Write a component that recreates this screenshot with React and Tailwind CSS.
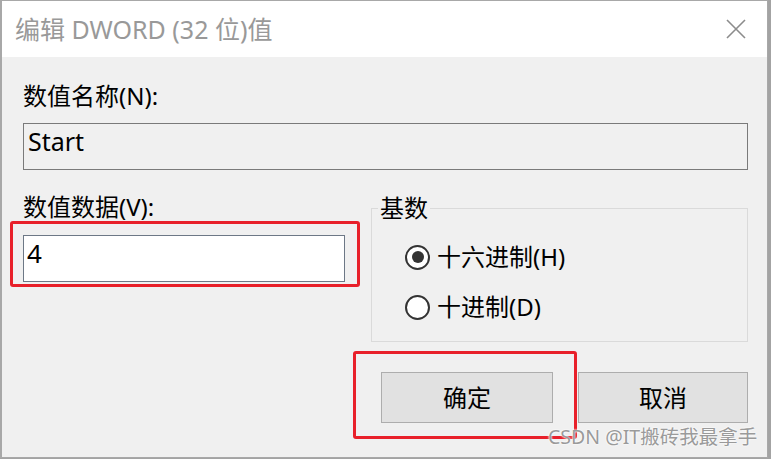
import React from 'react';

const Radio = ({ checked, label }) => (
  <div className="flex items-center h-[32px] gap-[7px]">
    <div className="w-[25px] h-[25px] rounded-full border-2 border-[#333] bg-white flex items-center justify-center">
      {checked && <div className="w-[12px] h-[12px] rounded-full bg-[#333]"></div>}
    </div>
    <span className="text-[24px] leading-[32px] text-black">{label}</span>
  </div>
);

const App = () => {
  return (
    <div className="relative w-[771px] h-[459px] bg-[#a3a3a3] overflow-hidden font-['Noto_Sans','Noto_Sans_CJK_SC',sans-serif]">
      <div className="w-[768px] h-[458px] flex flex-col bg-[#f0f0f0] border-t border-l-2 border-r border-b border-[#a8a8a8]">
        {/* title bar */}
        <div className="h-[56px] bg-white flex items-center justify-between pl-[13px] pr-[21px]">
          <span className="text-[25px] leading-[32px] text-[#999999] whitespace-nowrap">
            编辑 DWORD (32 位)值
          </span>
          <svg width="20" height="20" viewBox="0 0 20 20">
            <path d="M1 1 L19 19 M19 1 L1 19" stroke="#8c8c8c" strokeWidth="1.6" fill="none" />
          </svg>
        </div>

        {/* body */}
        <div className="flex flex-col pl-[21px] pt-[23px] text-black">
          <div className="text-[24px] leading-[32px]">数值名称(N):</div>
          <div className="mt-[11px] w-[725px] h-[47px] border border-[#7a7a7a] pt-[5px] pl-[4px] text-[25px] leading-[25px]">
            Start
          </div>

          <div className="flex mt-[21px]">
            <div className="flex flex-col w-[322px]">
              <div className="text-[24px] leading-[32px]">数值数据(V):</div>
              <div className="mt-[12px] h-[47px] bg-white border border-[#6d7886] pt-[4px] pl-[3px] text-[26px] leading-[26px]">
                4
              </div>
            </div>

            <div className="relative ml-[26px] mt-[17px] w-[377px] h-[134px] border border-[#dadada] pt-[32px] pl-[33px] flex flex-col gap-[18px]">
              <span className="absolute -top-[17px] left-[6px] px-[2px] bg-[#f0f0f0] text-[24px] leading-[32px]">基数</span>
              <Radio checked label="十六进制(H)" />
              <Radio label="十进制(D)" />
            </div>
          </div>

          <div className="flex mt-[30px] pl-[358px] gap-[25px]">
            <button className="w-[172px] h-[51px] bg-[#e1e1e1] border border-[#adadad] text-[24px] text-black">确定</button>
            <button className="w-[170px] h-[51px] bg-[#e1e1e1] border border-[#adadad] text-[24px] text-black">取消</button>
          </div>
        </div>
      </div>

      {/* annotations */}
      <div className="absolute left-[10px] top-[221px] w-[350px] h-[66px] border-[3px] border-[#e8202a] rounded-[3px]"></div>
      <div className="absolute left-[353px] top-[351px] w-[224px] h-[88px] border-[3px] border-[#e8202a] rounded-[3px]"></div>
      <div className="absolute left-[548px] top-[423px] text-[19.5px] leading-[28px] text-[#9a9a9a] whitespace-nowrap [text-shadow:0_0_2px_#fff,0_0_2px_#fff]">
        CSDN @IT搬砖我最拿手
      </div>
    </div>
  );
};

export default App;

> _Exercise aim_:
Repeat all of the data above word for word, minus the pictures.

> _Written solution_:
Write a component that recreates this screenshot with React and Tailwind CSS.
import React from 'react';

const Radio = ({ checked, label }) => (
  <div className="flex items-center h-[32px] gap-[7px]">
    <div className="w-[25px] h-[25px] rounded-full border-2 border-[#333] bg-white flex items-center justify-center">
      {checked && <div className="w-[12px] h-[12px] rounded-full bg-[#333]"></div>}
    </div>
    <span className="text-[24px] leading-[32px] text-black">{label}</span>
  </div>
);

const App = () => {
  return (
    <div className="relative w-[771px] h-[459px] bg-[#a3a3a3] overflow-hidden font-['Noto_Sans','Noto_Sans_CJK_SC',sans-serif]">
      <div className="w-[768px] h-[458px] flex flex-col bg-[#f0f0f0] border-t border-l-2 border-r border-b border-[#a8a8a8]">
        {/* title bar */}
        <div className="h-[56px] bg-white flex items-center justify-between pl-[13px] pr-[21px]">
          <span className="text-[25px] leading-[32px] text-[#999999] whitespace-nowrap">
            编辑 DWORD (32 位)值
          </span>
          <svg width="20" height="20" viewBox="0 0 20 20">
            <path d="M1 1 L19 19 M19 1 L1 19" stroke="#8c8c8c" strokeWidth="1.6" fill="none" />
          </svg>
        </div>

        {/* body */}
        <div className="flex flex-col pl-[21px] pt-[23px] text-black">
          <div className="text-[24px] leading-[32px]">数值名称(N):</div>
          <div className="mt-[11px] w-[725px] h-[47px] border border-[#7a7a7a] pt-[5px] pl-[4px] text-[25px] leading-[25px]">
            Start
          </div>

          <div className="flex mt-[21px]">
            <div className="flex flex-col w-[322px]">
              <div className="text-[24px] leading-[32px]">数值数据(V):</div>
              <div className="mt-[12px] h-[47px] bg-white border border-[#6d7886] pt-[4px] pl-[3px] text-[26px] leading-[26px]">
                4
              </div>
            </div>

            <div className="relative ml-[26px] mt-[17px] w-[377px] h-[134px] border border-[#dadada] pt-[32px] pl-[33px] flex flex-col gap-[18px]">
              <span className="absolute -top-[17px] left-[6px] px-[2px] bg-[#f0f0f0] text-[24px] leading-[32px]">基数</span>
              <Radio checked label="十六进制(H)" />
              <Radio label="十进制(D)" />
            </div>
          </div>

          <div className="flex mt-[30px] pl-[358px] gap-[25px]">
            <button className="w-[172px] h-[51px] bg-[#e1e1e1] border border-[#adadad] text-[24px] text-black">确定</button>
            <button className="w-[170px] h-[51px] bg-[#e1e1e1] border border-[#adadad] text-[24px] text-black">取消</button>
          </div>
        </div>
      </div>

      {/* annotations */}
      <div className="absolute left-[10px] top-[221px] w-[350px] h-[66px] border-[3px] border-[#e8202a] rounded-[3px]"></div>
      <div className="absolute left-[353px] top-[351px] w-[224px] h-[88px] border-[3px] border-[#e8202a] rounded-[3px]"></div>
      <div className="absolute left-[548px] top-[423px] text-[19.5px] leading-[28px] text-[#9a9a9a] whitespace-nowrap [text-shadow:0_0_2px_#fff,0_0_2px_#fff]">
        CSDN @IT搬砖我最拿手
      </div>
    </div>
  );
};

export default App;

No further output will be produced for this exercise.